This lesson is still being designed and assembled (Pre-Alpha version)

Running Singularity containers with GPUs

Overview

Teaching: 30 min
Exercises: 20 min
Questions
  • How do I set up and run with GPUs from a Singularity container?

Objectives
  • Learn how GPU applications within Singularity containers can be run on HPC platforms

Running Singularity containers with GPUs

GPU overview

GPUs are dedicated pieces of hardware that can perform certain jobs very quickly. On our supercomputer we have a number of GPU nodes that are based on Nvidia Tesla P100 and V100 technology. To access these cards there is a kernel driver to interface with the hardware and libraries that communicate between application and kernel.

Singularity support of GPUs includes Nvidia and AMD.

GPU codes with Singularity containers

We’ve already seen that building Singularity containers can be impractical without root access. Since we’re highly unlikely to have root access on a large institutional, regional or national cluster, building a container directly on the target platform is not normally an option.

Singularity attempts to make available in the container all the files and devices required for GPU support. However, when building the image we can use some knowledge and install, for example, Nvidia CUDA libraries if we know it will support the system we are targetting. Anaconda for example installs CUDA runtime package for code that uses it.

Building and running a Singularity image with GPU support

Let us try running Pytorch with GPU support inside an Anaconda environment. The key option to supply singularity is the --nv argument to bring into the container all the required files to access the GPU. For example

$ singularity run --nv my_image.sif

Building and testing an image

Lets create a directory and within the directory create a .def file with the following contents.

Bootstrap:docker
From:continuumio/miniconda3:4.9.2

%labels
MAINTAINER Thomas Green

%environment

%runscript
. /etc/profile
conda activate pytorch
exec python3

%post
# Create some common mountpoints for systems without overlayfs
mkdir /scratch
mkdir /apps

. /etc/profile
conda create --name pytorch
conda activate pytorch
conda install pytorch torchvision torchaudio cudatoolkit=10.2 -c pytorch

A quick overview of what the above definition file is doing:

Build and test the Pytorch image

Using the above definition file, build a Singularity image named pytorch.sif.

Once you have built the image, use it to run python and try using Pytorch and run example code

Solution

You should be able to build an image from the definition file as follows:

$ singularity build --remote pytorch.sif pytorch.def

If successfully built we can try running the container.

$ singularity run --nv pytorch.sif

This has demonstrated that we can successfully run GPU code from within a Singularity container.

Singularity wrap-up

This concludes the 5 episodes of the course covering Singularity. We hope you found this information useful and that it has inspired you to use Singularity to help enhance the way you build/work with research software.
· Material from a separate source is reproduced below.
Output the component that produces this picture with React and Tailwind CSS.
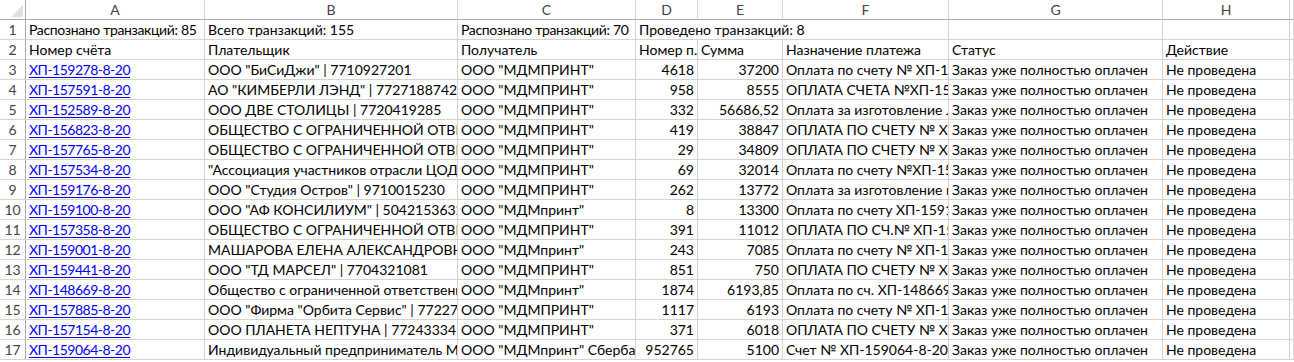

As a new set of material, we appreciate that there are likely to be improvements that can be made to enhance the quality of this material. We welcome your thoughts, suggestions and feedback on improvements that could be made to help others making use of these lessons.

Key Points

  • Singularity images require special access to GPUs due to dependency on libraries on the host operating system.

  • Understand the dependency between host operating system files and GPU runtime libraries in the container.